Pope Leo crowned Charlemagne “Emperor” on Christmas day in the year 800, in the old St. Peter’s Basilica. The honor may have been mostly diplomatic, as the seat of what now remained of the Roman Empire, was in Constantinople. Nevertheless, this alliance between a Pope and the leader of a confederation of Germanic tribes, was nothing short of a tectonic shift in western political power.
By the time of his death in 814, Charlemagne was “Pater Europae”, the Father of Europe. German and French monarchies alike have traced their roots to his empire from that day, to this.
The title fell into disuse with the end of the Carolingian dynasty, until Pope John XII once again came under attack by Italian enemies of the Papacy. The crowning of Otto I began an unbroken line of succession, extending out eight centuries. Charlemagne had been the first to bear the title of Emperor. Otto I is regarded as the founder of the Holy Roman Empire, the date of his coronation in 962, as the founding.

Henry III deposed three Popes in 1046, personally selecting four out of the next five, after which a period of tension between the Empire and the Papacy lead to reforms within the church.
Simony (the selling of clerical posts) and other corrupt practices were restricted, ending lay influence in Papal selection. After 1059, the selection of Popes was exclusively the work of a College of Cardinals.
The Papacy became increasingly politicized in the following years. Pope Gregory decreed the right of investiture in high church offices to be exclusive to religious authorities. Great wealth and power was invested in these offices, and secular authorities weren’t about to relinquish that much power.
Schism and excommunication followed. Urban II, the Pope who preached the first crusade in 1095, couldn’t so much as enter Rome for years after his election in 1088. The “anti-pope” Clement III ruled over the holy city at that time, with support from Henry IV.

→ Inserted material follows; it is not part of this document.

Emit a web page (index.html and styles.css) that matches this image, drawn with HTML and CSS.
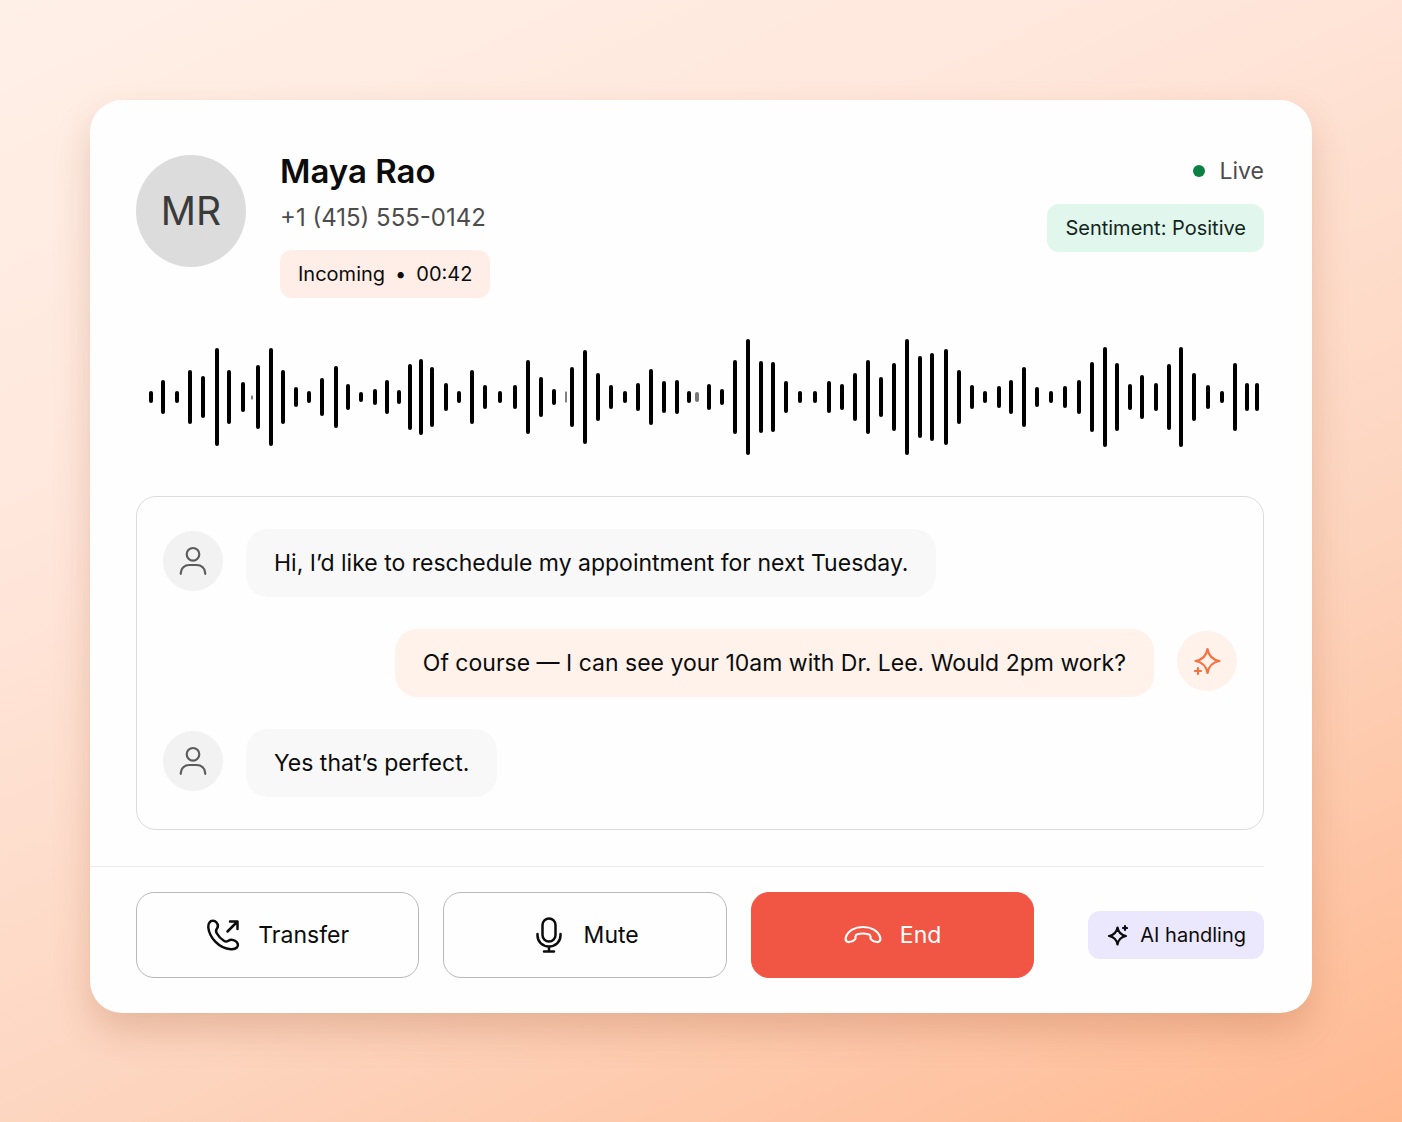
FILE: index.html
```html
<!DOCTYPE html>
<html lang="en">
<head>
    <meta charset="UTF-8">
    <meta name="viewport" content="width=device-width, initial-scale=1.0">
    <title>Call with Maya Rao</title>
    <link rel="stylesheet" href="styles.css">
</head>
<body>
    <main class="card">
        <header class="caller">
            <div class="initials">MR</div>
            <div class="caller-info">
                <h1>Maya Rao</h1>
                <p class="phone">+1 (415) 555-0142</p>
                <span class="tag incoming">Incoming <span class="sep">•</span> 00:42</span>
            </div>
            <div class="status">
                <p class="live"><span class="dot"></span>Live</p>
                <span class="tag positive">Sentiment: Positive</span>
            </div>
        </header>

        <svg class="wave" viewBox="0 0 1128 116" aria-hidden="true">
            <path id="bars" />
            <path class="thin" d="M116 57v3M430 53v10" />
            <path class="faint" d="M561 55v6" />
        </svg>

        <section class="transcript" aria-label="Transcript">
            <div class="row">
                <span class="avatar">
                    <svg width="30" height="30" viewBox="0 0 30 30"><circle cx="15" cy="8.3" r="6.3" /><path d="M2.800 27.800v-.8c0-4.800 3.700-8 8.700-8h7c5 0 8.700 3.200 8.700 8v.8" /></svg>
                </span>
                <p class="bubble">Hi, I’d like to reschedule my appointment for next Tuesday.</p>
            </div>
            <div class="row agent">
                <p class="bubble">Of course — I can see your 10am with Dr. Lee. Would 2pm work?</p>
                <span class="avatar">
                    <svg width="30" height="30" viewBox="0 0 30 30"><path d="M15.500 3c1.200 7.300 4.600 10.700 12 12-7.400 1.300-10.800 4.700-12 12-1.200-7.300-4.600-10.700-12-12 7.400-1.300 10.800-4.700 12-12z" /><path d="M6 22v6M3 25h6" /></svg>
                </span>
            </div>
            <div class="row">
                <span class="avatar">
                    <svg width="30" height="30" viewBox="0 0 30 30"><circle cx="15" cy="8.3" r="6.3" /><path d="M2.800 27.800v-.8c0-4.800 3.700-8 8.700-8h7c5 0 8.700 3.200 8.700 8v.8" /></svg>
                </span>
                <p class="bubble">Yes that’s perfect.</p>
            </div>
        </section>

        <footer class="actions">
            <button type="button">
                <svg width="34" height="34" viewBox="0 0 34 34"><path d="M3.500 4.500C5 2.300 8.600 2.200 10.300 4.300c1.800 2.200 2.300 4.100.7 6.200-1.200 1.600-1.400 2.600-.4 4.500 1.700 3.200 4.300 5.800 7.600 8 1.800 1.200 2.600.8 4.200-.3 2.300-1.600 4.500-1.300 7 .3 2.600 1.700 3.400 4.500 1.500 6.500-1.500 1.500-3.500 1.900-6 1.700C12.500 30.200 3.200 19 2.300 9.500 2.100 7.500 2.300 5.800 3.500 4.500z" /><path d="M21.500 13.500L31 4M24 3.500h7.500V11" /></svg>
                Transfer
            </button>
            <button type="button">
                <svg width="34" height="36" viewBox="0 0 34 36"><rect x="10.500" y="1.500" width="13" height="23" rx="6.500" /><path d="M5.500 17v1.500c0 6.500 5 11 11.500 11s11.500-4.500 11.500-11V17M17 29.500V34.500M12 34.500h10" /></svg>
                Mute
            </button>
            <button type="button" class="end">
                <svg width="38" height="20" viewBox="0 0 38 20"><path d="M1.800 12.500C3.800 5.500 11 2 19 2s15.200 3.500 17.200 10.500c.8 3-1 4.800-3.400 4.500-2.300-.3-4.600-1.200-5.800-2.600-.8-1-.3-2.300-.6-3.500-.2-1-.9-1.400-2-1.700-3-.8-7.800-.8-10.800 0-1.100.3-1.800.7-2 1.700-.3 1.200.2 2.500-.6 3.500-1.200 1.400-3.500 2.300-5.800 2.600-2.400.3-4.200-1.500-3.400-4.500z" /></svg>
                End
            </button>
            <span class="tag ai">
                <svg width="22" height="22" viewBox="0 0 22 22"><path d="M11.500 3.500c.9 5 3.500 7.600 8.500 8.500-5 .9-7.600 3.500-8.500 8.500-.9-5-3.500-7.600-8.500-8.500 5-.9 7.600-3.500 8.500-8.500z" /><path d="M19 2v4M17 4h4" /></svg>
                AI handling
            </span>
        </footer>
    </main>
    <script>
        // x position and half height of every bar, around the middle line
        const bars = [
            [15, 4], [27, 15], [41, 4], [54, 25], [67, 19], [81, 47], [93, 25], [107, 13],
            [122, 30], [135, 47], [147, 25], [160, 8], [173, 4], [186, 17], [200, 29], [212, 11],
            [225, 3], [239, 6], [251, 15], [263, 5], [274, 31], [285, 36], [296, 28], [310, 12],
            [323, 4], [336, 25], [349, 10], [364, 4], [379, 10], [392, 35], [405, 18], [418, 6],
            [436, 28], [449, 45], [462, 22], [475, 10], [489, 4], [502, 12], [515, 26], [528, 14],
            [541, 15], [553, 4], [573, 11], [586, 6], [599, 35], [612, 56], [625, 34], [637, 33],
            [650, 14], [664, 4], [679, 4], [693, 14], [706, 11], [719, 22], [732, 35], [745, 18],
            [758, 32], [771, 56], [784, 39], [796, 42], [810, 46], [823, 25], [836, 10], [849, 4],
            [863, 9], [875, 15], [888, 28], [901, 8], [915, 4], [929, 9], [943, 15], [956, 33],
            [969, 48], [981, 32], [994, 11], [1006, 20], [1020, 12], [1033, 31], [1045, 48],
            [1058, 22], [1072, 10], [1086, 4], [1099, 32], [1111, 12], [1121, 12]
        ];
        const d = bars.map(([x, h]) => `M${x} ${58 - h}v${h * 2}`).join("");
        document.getElementById("bars").setAttribute("d", d);
    </script>
</body>
</html>
```
FILE: styles.css
```css
* {
    box-sizing: border-box;
}
body {
    margin: 0;
    min-height: 100vh;
    padding: 100px 90px;
    background: linear-gradient(155deg, #fff0e7 0%, #ffe7dc 30%, #fdd5bf 65%, #ffb991 100%);
    font-family: Inter, "Liberation Sans", sans-serif;
    font-size: 23px;
    line-height: 32px;
    color: #0c0c0c;
}
h1, p {
    margin: 0;
}
svg {
    flex: none;
    fill: none;
    stroke: currentColor;
    stroke-width: 2.2;
    stroke-linecap: round;
    stroke-linejoin: round;
}
.card {
    background: #fefefe;
    border-radius: 32px;
    box-shadow: 0 18px 36px rgba(160, 80, 40, 0.24);
}

.caller {
    display: flex;
    padding: 51px 48px 0 46px;
}
.initials {
    display: flex;
    align-items: center;
    justify-content: center;
    width: 110px;
    height: 112px;
    margin-top: 4px;
    border-radius: 50%;
    background: #dcdcdc;
    color: #3a3a3a;
    font-size: 39px;
}
.caller-info {
    margin-left: 34px;
}
h1 {
    font-size: 33px;
    line-height: 40px;
    font-weight: 600;
}
.phone {
    margin: 11px 0 16px;
    font-size: 24px;
    color: #4c4c4c;
}
.tag {
    display: inline-flex;
    align-items: center;
    height: 48px;
    padding: 0 18px;
    border-radius: 12px;
    font-size: 20px;
    white-space: nowrap;
}
.incoming {
    background: #feeee7;
}
.sep {
    margin: 0 10px;
}
.status {
    display: flex;
    flex-direction: column;
    align-items: flex-end;
    margin-left: auto;
    padding-top: 4px;
}
.live {
    display: flex;
    align-items: center;
    margin-bottom: 17px;
    color: #4c4c4c;
}
.dot {
    width: 12px;
    height: 12px;
    margin-right: 15px;
    border-radius: 50%;
    background: #0b8043;
}
.positive {
    background: #e1f6ec;
    color: #14251d;
}

.wave {
    display: block;
    width: calc(100% - 94px);
    margin: 41px 48px 0 46px;
    stroke-width: 4;
    color: #000;
}
.wave .thin {
    stroke-width: 1;
}
.wave .faint {
    color: #777;
}

.transcript {
    display: flex;
    flex-direction: column;
    gap: 32px;
    margin: 41px 48px 36px 46px;
    padding: 32px 26px;
    border: 1px solid #dcdcdc;
    border-radius: 20px;
}
.row {
    display: flex;
    align-items: flex-start;
    gap: 23px;
}
.agent {
    justify-content: flex-end;
}
.avatar {
    display: flex;
    flex: none;
    align-items: center;
    justify-content: center;
    width: 60px;
    height: 60px;
    margin-top: 2px;
    border-radius: 50%;
    background: #f2f2f2;
    color: #5c5c5c;
}
.bubble {
    padding: 18px 28px;
    border-radius: 22px;
    background: #f8f8f8;
}
.agent .bubble, .agent .avatar {
    background: #fff2eb;
}
.agent .avatar {
    color: #f47340;
}

.actions {
    display: grid;
    grid-template-columns: 1fr 1fr 1fr auto;
    align-items: center;
    gap: 24px;
    margin-right: 48px;
    padding: 25px 0 35px 46px;
    border-top: 1px solid #ececec;
}
button {
    display: flex;
    align-items: center;
    justify-content: center;
    gap: 18px;
    height: 86px;
    border: 1px solid #b8b8b8;
    border-radius: 18px;
    background: #fefefe;
    color: inherit;
    font: inherit;
    cursor: pointer;
}
button svg {
    stroke-width: 2.5;
}
button.end {
    border-color: #f15645;
    background: #f15645;
    color: #fff;
}
button.end svg {
    stroke-width: 2.2;
}
.ai {
    gap: 12px;
    margin-left: 30px;
    background: #ebe7fc;
}
```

The Kingdom had no permanent capital, Kings traveled between multiple residences to discharge their duties. It was an elective monarchy, though most Kings had sons elected during their lifetime, enabling them to keep the crown within the family. Many of the dynastic families throughout history have their origins in the Holy Roman Empire. The Hohenstaufen, Habsburg and Hohenzollern among the Germanic Kings, the French Dynasties of the Capetian, Valois and Bourbon, as well as the Iberian dynasties of the Castilla, Aragonia and Pamplona y Navarre.
The French Enlightenment philosopher Voltaire remarked of “This agglomeration which was called and still calls itself the Holy Roman Empire was neither Holy, nor Roman, nor an Empire”.
The Holy Roman Empire became bogged down in struggles of succession in the 18th century. There was the War of Spanish Succession. The War of Polish Succession. The Wars of Austrian Succession and of German Dualism. The Holy Roman Empire peaked in 1050, becoming increasingly anachronistic by the period of the French Revolution. The last Holy Roman Emperor was Franz II, Emperor of Austria and Germany, who abdicated and dissolved the Empire in 1806, following the disastrous defeat of the 3rd Coalition by Emperor Napoleon Bonaparte at Austerlitz, in 1804.
Napoleon sarcastically commented that the German states were always “becoming, not being”. Ironically, the policies of that “little corporal” directly resulted in the rise of German nationalism, clearing the way to a united German state in 1870, a polity which would go on humble the French state, in two world wars.